- Goal
Please copy every line of the records below that holds the word "with".

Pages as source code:
<<<<

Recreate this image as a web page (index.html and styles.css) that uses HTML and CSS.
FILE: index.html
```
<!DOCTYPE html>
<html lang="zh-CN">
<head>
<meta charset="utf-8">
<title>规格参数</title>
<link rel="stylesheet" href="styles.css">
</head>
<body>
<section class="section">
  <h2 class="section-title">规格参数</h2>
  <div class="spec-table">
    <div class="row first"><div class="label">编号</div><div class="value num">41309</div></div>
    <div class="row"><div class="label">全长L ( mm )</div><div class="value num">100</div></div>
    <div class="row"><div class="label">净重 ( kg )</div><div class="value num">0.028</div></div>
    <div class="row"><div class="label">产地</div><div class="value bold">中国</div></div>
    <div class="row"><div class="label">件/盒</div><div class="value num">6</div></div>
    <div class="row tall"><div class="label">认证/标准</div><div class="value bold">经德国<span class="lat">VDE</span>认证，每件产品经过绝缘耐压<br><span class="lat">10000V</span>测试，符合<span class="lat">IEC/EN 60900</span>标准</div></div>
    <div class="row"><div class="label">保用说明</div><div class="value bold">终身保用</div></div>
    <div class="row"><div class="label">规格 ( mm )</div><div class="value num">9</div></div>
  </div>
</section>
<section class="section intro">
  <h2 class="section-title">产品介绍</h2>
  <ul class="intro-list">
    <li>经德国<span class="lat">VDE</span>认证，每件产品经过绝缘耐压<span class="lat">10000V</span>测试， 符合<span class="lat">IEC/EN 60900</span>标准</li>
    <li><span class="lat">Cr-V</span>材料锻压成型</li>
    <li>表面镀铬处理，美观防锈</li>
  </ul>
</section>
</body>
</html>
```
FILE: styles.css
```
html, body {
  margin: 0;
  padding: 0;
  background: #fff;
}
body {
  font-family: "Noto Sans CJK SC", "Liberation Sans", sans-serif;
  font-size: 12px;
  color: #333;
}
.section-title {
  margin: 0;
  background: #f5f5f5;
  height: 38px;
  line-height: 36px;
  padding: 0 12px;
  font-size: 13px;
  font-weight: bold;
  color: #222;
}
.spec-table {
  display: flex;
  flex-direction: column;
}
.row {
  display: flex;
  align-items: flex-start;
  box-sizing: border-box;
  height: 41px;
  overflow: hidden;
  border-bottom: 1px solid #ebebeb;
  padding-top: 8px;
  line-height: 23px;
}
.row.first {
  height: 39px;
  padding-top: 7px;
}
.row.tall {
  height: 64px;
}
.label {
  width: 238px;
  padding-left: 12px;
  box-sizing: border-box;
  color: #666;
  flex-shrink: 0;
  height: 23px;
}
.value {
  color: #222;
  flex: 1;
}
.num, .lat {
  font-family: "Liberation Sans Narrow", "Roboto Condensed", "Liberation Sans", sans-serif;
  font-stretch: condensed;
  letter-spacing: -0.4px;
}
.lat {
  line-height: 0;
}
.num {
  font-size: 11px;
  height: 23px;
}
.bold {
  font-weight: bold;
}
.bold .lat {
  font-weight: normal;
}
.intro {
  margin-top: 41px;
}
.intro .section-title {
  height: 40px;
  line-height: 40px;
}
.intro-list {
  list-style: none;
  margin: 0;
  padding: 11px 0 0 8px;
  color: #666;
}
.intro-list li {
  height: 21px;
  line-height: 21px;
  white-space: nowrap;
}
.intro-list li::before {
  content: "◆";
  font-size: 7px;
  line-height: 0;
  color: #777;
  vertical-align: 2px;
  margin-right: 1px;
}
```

>>>>
<<<<

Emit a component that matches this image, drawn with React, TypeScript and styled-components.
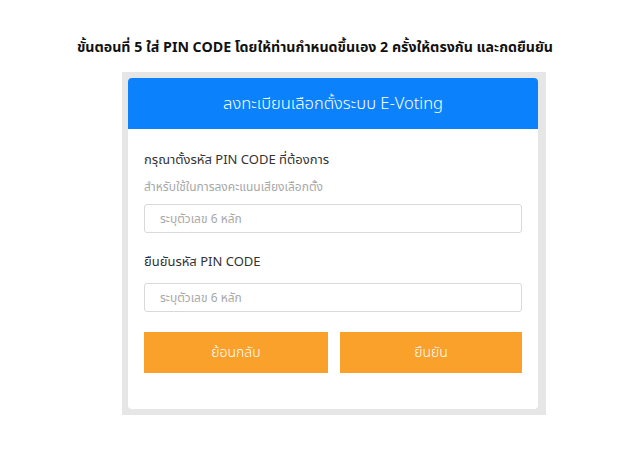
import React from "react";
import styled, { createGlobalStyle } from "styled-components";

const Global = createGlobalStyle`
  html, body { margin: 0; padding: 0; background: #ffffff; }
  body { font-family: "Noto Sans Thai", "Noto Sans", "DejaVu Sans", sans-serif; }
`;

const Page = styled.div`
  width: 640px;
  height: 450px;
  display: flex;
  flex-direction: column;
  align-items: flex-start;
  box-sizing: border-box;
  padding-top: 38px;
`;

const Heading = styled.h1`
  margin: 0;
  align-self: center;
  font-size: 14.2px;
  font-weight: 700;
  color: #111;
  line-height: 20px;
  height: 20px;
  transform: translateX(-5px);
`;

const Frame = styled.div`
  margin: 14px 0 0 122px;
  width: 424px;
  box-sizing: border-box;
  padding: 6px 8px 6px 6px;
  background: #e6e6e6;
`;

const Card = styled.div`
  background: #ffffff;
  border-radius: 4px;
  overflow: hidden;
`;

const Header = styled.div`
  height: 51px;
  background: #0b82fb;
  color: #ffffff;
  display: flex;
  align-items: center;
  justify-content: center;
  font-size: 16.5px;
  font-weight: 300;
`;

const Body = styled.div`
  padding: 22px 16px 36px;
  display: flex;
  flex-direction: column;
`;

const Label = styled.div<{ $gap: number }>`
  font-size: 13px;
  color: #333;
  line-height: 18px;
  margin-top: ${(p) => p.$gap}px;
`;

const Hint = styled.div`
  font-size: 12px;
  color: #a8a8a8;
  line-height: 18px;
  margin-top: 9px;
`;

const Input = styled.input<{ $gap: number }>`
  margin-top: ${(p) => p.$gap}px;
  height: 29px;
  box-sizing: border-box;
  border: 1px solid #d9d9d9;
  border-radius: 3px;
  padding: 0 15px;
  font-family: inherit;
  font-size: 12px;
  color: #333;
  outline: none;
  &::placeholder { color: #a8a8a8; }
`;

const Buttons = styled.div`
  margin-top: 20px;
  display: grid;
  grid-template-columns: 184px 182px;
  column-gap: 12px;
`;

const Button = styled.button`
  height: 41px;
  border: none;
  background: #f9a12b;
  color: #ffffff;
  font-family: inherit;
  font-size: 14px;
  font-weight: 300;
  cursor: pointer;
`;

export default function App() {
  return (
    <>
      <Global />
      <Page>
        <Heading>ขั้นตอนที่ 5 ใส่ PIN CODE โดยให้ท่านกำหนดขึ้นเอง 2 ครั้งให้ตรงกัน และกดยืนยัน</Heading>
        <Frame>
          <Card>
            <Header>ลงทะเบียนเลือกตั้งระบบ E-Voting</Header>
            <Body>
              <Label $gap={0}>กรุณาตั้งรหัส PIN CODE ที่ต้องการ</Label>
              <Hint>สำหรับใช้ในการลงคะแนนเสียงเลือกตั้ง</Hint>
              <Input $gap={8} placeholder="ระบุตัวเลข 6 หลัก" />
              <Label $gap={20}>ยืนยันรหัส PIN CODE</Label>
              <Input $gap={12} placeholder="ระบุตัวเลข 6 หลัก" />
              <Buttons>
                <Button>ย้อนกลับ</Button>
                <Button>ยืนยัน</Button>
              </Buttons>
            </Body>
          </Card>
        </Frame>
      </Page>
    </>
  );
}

>>>>
<<<<

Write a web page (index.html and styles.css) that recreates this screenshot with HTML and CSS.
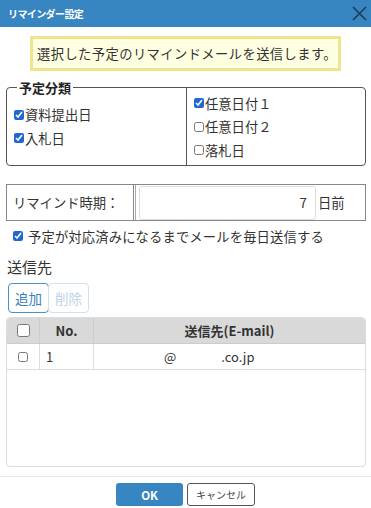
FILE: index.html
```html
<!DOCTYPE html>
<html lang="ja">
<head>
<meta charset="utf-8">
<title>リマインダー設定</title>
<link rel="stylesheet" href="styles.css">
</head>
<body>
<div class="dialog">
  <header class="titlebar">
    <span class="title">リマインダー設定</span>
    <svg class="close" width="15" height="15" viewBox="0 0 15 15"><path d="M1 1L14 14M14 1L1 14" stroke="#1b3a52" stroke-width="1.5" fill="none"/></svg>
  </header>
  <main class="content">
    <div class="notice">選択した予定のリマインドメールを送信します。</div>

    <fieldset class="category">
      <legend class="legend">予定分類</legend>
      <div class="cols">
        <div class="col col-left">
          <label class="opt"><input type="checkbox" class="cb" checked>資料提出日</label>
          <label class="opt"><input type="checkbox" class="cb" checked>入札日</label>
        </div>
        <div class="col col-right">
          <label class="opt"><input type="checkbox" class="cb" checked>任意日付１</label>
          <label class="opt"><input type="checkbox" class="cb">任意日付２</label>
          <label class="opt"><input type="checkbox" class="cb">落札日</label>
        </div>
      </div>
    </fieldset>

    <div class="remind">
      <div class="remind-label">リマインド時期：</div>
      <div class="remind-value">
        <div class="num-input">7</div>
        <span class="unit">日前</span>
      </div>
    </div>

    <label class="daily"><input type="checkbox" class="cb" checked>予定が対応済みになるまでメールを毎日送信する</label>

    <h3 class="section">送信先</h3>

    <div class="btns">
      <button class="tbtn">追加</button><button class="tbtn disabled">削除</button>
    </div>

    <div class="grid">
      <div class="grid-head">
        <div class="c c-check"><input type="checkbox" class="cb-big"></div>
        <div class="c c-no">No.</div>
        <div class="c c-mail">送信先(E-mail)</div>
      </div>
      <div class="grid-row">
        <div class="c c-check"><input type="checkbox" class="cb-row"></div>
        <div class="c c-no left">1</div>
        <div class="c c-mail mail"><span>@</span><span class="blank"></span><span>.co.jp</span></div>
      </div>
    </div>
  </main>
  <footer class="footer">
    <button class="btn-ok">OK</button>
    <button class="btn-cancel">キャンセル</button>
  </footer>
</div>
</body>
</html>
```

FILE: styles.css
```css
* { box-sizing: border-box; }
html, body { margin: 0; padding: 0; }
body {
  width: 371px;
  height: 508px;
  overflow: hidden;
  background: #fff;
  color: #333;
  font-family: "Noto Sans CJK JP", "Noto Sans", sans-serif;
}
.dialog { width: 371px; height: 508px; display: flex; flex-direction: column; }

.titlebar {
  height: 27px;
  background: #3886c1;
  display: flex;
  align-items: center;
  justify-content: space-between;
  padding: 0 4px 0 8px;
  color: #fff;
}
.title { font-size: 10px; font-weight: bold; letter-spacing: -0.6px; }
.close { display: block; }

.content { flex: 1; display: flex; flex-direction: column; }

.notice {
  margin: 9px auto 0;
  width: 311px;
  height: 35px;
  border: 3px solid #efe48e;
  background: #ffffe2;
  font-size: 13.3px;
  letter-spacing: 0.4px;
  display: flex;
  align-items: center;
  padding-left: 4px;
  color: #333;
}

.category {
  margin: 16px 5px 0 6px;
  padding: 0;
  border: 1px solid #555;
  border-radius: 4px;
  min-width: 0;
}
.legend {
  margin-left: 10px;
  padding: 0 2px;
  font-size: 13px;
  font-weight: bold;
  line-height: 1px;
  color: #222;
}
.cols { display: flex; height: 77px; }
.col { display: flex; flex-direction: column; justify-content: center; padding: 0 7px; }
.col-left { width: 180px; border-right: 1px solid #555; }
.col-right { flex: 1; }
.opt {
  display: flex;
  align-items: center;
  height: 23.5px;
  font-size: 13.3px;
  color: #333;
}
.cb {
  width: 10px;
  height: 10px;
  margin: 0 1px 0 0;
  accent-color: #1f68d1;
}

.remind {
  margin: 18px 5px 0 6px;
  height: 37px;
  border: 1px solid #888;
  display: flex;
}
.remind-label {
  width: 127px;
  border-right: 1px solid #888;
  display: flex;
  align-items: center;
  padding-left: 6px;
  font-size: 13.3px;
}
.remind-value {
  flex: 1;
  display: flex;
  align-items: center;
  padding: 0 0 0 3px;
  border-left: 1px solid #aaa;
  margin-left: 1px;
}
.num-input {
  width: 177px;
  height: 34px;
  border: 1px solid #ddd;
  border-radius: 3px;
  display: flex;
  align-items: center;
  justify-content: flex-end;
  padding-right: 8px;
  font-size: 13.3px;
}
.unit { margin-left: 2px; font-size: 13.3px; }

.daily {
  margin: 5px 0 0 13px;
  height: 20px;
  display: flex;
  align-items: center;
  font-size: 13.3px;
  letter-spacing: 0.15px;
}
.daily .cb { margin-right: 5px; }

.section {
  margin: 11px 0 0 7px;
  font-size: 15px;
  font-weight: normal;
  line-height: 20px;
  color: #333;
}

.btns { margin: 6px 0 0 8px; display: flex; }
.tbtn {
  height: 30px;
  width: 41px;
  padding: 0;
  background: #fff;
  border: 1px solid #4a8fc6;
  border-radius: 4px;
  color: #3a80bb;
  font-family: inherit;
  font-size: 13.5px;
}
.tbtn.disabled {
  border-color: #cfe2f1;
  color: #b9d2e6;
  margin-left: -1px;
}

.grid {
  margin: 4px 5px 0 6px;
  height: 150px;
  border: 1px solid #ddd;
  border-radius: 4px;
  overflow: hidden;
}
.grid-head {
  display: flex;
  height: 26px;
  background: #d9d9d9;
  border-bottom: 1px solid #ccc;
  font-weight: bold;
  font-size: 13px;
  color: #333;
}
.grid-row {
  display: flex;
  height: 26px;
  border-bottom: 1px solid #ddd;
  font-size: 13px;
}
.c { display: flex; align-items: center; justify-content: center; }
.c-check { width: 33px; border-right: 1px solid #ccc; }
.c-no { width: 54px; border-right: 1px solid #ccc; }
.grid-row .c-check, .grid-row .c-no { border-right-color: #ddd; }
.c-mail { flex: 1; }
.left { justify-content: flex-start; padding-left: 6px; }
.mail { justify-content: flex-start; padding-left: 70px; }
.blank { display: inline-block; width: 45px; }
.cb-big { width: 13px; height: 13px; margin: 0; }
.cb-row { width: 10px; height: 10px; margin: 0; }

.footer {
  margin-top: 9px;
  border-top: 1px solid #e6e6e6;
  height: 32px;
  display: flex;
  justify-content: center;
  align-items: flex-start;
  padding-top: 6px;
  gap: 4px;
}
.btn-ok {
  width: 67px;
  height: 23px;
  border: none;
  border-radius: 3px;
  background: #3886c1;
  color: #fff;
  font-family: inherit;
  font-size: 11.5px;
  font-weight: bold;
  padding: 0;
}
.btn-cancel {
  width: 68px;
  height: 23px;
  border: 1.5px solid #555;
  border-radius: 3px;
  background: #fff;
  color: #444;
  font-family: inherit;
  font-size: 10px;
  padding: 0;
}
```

>>>>

- Output for this task
Emit a component that matches this image, drawn with React, TypeScript and styled-components.
Write a web page (index.html and styles.css) that recreates this screenshot with HTML and CSS.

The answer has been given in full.